No other land è emblema del genocidio del popolo palestinese messo in atto da quello palestinese ben prima dell’8 ottobre 2023 – come si vede con orrore nel film – della forza del cinema verità per documentare in tempo reale fatti così atroci da non dover essere fatti emergere. Del giornalismo d’inchiesta che va perseguitato, basti pensare a cosa stanno facendo a Sigfrido Ranucci nell’Italia del XXI secolo.
È anche emblema che persino tanti israeliani inorridiscono del genocidio messo in atto dal loro governo.

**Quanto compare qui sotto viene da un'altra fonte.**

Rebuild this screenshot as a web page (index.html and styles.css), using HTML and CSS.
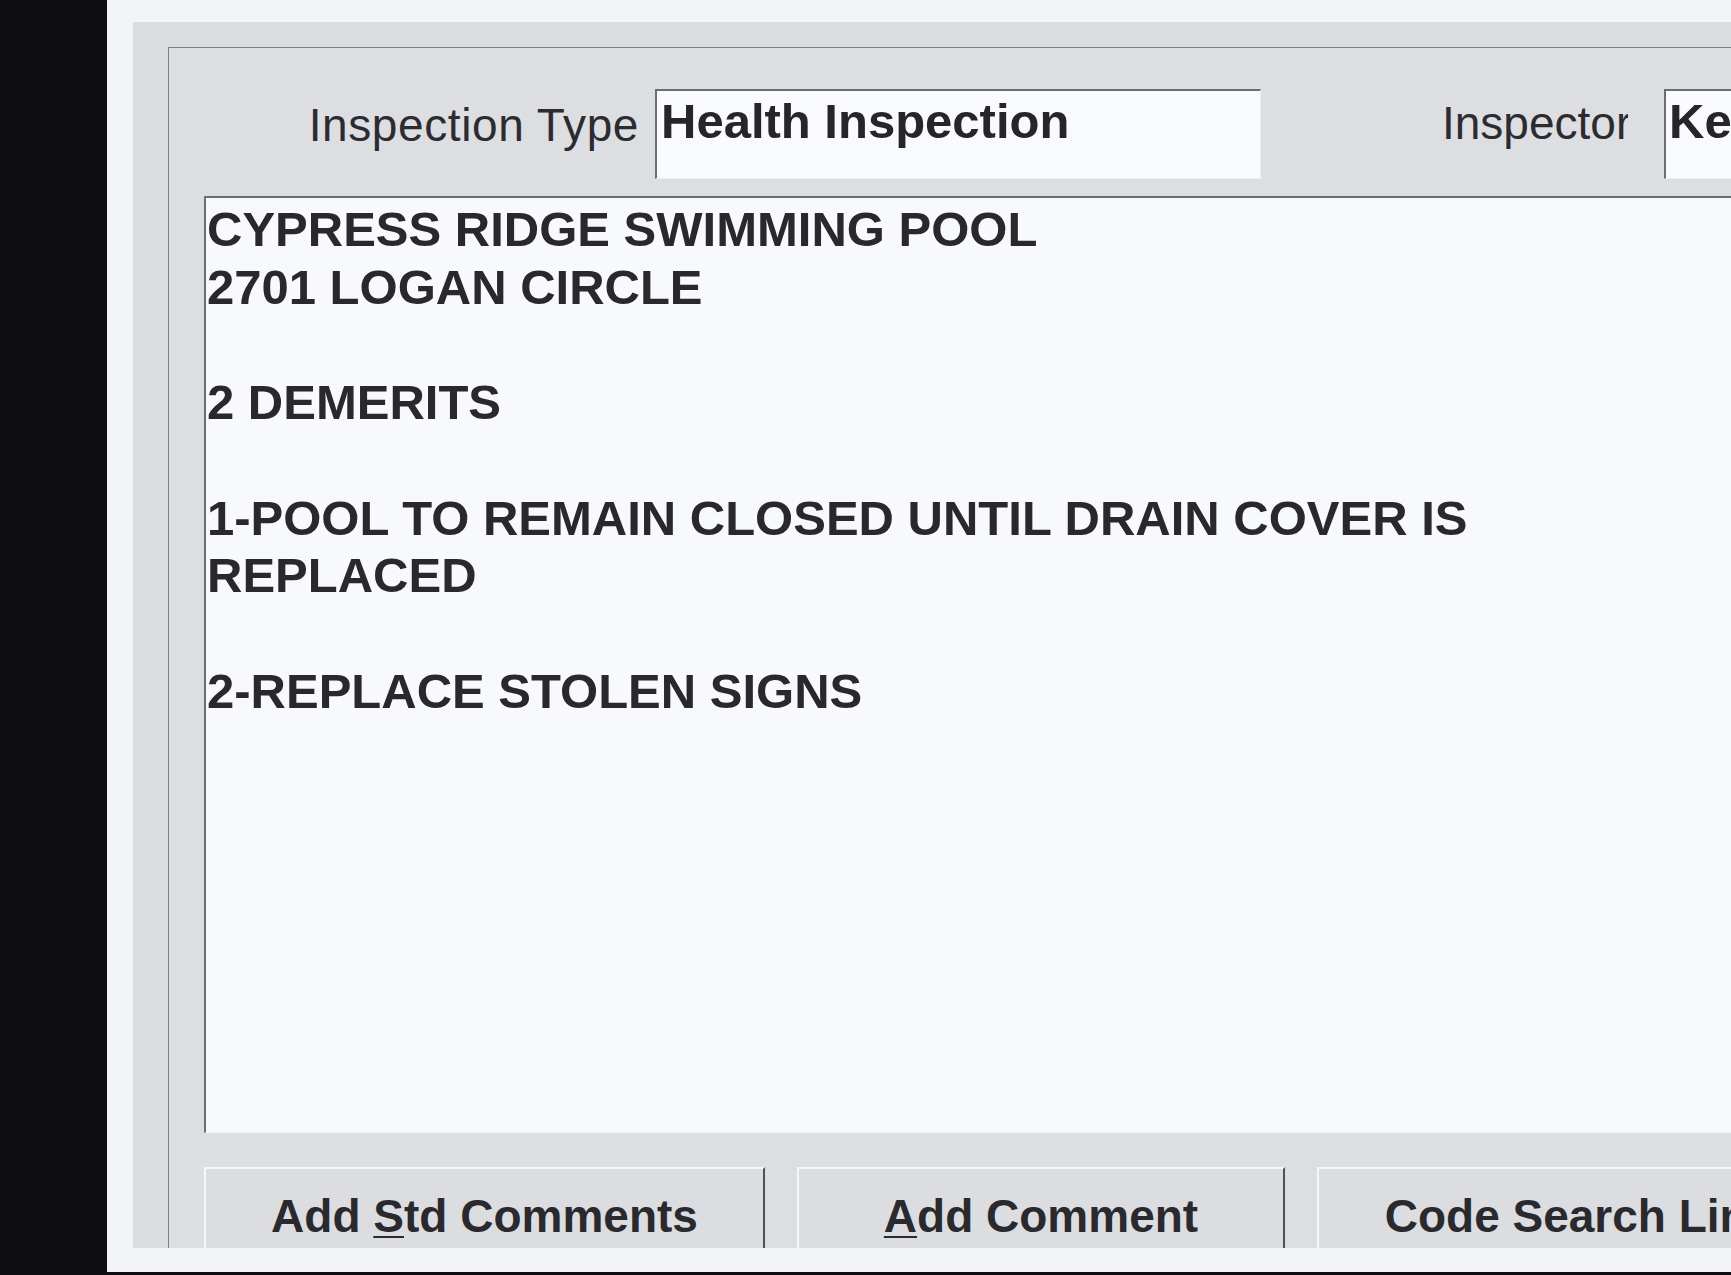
FILE: index.html
```html
<!DOCTYPE html>
<html>
<head>
<meta charset="utf-8">
<title>Inspection Comments</title>
<link rel="stylesheet" href="styles.css">
</head>
<body>
<div class="page">
  <div class="panel">
    <div class="group">
      <div class="row">
        <div class="label label-type">Inspection Type</div>
        <div class="field field-type">Health Inspection</div>
        <div class="label label-insp"><span class="clip">Inspector</span></div>
        <div class="field field-insp">Ke</div>
      </div>
      <div class="memo"><div class="memo-text">CYPRESS RIDGE SWIMMING POOL
2701 LOGAN CIRCLE

2 DEMERITS

1-POOL TO REMAIN CLOSED UNTIL DRAIN COVER IS
REPLACED

2-REPLACE STOLEN SIGNS</div></div>
      <div class="buttons">
        <div class="btn btn-std">Add <u>S</u>td Comments</div>
        <div class="btn btn-add"><u>A</u>dd Comment</div>
        <div class="btn btn-code">Code Search Link</div>
      </div>
    </div>
  </div>
</div>
</body>
</html>
```
FILE: styles.css
```css
html, body {
  margin: 0;
  padding: 0;
}
body {
  background: #0e0e10;
  width: 1731px;
  height: 1275px;
  overflow: hidden;
  font-family: "Liberation Sans", Arial, sans-serif;
  color: #2a2a2e;
}
.page {
  margin-left: 107px;
  width: 1624px;
  height: 1272px;
  background: #f3f4f6;
  padding-top: 22px;
  padding-left: 26px;
  box-sizing: border-box;
  overflow: hidden;
}
.panel {
  width: 1700px;
  height: 1226px;
  background: #dcdde0;
  padding-top: 25px;
  padding-left: 35px;
  box-sizing: border-box;
  overflow: hidden;
}
.group {
  height: 1201px;
  border-top: 1px solid #7e7f83;
  border-left: 1px solid #7e7f83;
  padding-left: 35px;
  box-sizing: border-box;
  background: #dddee1;
}
.row {
  display: flex;
  align-items: flex-start;
  margin-top: 41px;
  height: 90px;
}
.label {
  flex: none;
  box-sizing: border-box;
  font-size: 46px;
  line-height: 1.15;
  margin-top: 10px;
  white-space: nowrap;
  color: #2c2c30;
}
.label-type {
  width: 451px;
  text-align: right;
  padding-right: 16px;
  letter-spacing: 0.6px;
}
.label-insp {
  width: 403px;
  padding-left: 181px;
  margin-top: 8px;
}
.clip {
  display: inline-block;
  width: 186px;
  overflow: hidden;
  vertical-align: top;
}
.field {
  flex: none;
  box-sizing: border-box;
  height: 90px;
  background: #f9fafb;
  border-top: 2px solid #6c6d71;
  border-left: 2px solid #6c6d71;
  border-bottom: 1px solid #eeeff1;
  border-right: 1px solid #eeeff1;
  font-size: 49px;
  font-weight: bold;
  line-height: 1.15;
  padding-top: 2px;
  padding-left: 4px;
  white-space: nowrap;
  overflow: hidden;
  color: #262629;
}
.field-type {
  width: 606px;
}
.field-insp {
  width: 300px;
  padding-left: 3px;
}
.memo {
  margin-top: 17px;
  width: 1600px;
  height: 937px;
  box-sizing: border-box;
  background: #f8f9fa;
  border-top: 2px solid #6c6d71;
  border-left: 2px solid #6c6d71;
  border-bottom: 1px solid #f2f3f4;
  padding-top: 3px;
  padding-left: 1px;
}
.memo-text {
  white-space: pre;
  font-size: 49px;
  font-weight: bold;
  line-height: 57.7px;
  color: #29292d;
}
.buttons {
  display: flex;
  gap: 32px;
  margin-top: 34px;
}
.btn {
  flex: none;
  height: 81px;
  box-sizing: border-box;
  background: #dcdde0;
  border-top: 2px solid #f5f6f7;
  border-left: 2px solid #f5f6f7;
  border-right: 2px solid #505054;
  padding-top: 21px;
  font-size: 46px;
  font-weight: bold;
  line-height: 1.15;
  text-align: center;
  white-space: nowrap;
  color: #2a2a2e;
}
.btn u {
  text-decoration-thickness: 2px;
  text-underline-offset: 4px;
}
.btn-std {
  width: 561px;
}
.btn-add {
  width: 488px;
}
.btn-code {
  width: 524px;
}
```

P.s. per De Maio: Israele ha violato il cessate il fuoco a Gaza per ben 393 volte da quando è entrato in vigore l’accordo di pace voluto dal MAI premio Nobel Donald Trump e ha ucciso almeno 279 palestinesi e ne ha feriti più di 652.
Il 19 novembre, Israele ha attaccato ancora una volta, togliendo la vita ad almeno altre 27 persone, tra cui 17 bambini e donne.
Per contrastare la censura e continuare a informarsi di quanto sta accadendo al popolo palestinese, No other land è disponibile su Raiplay.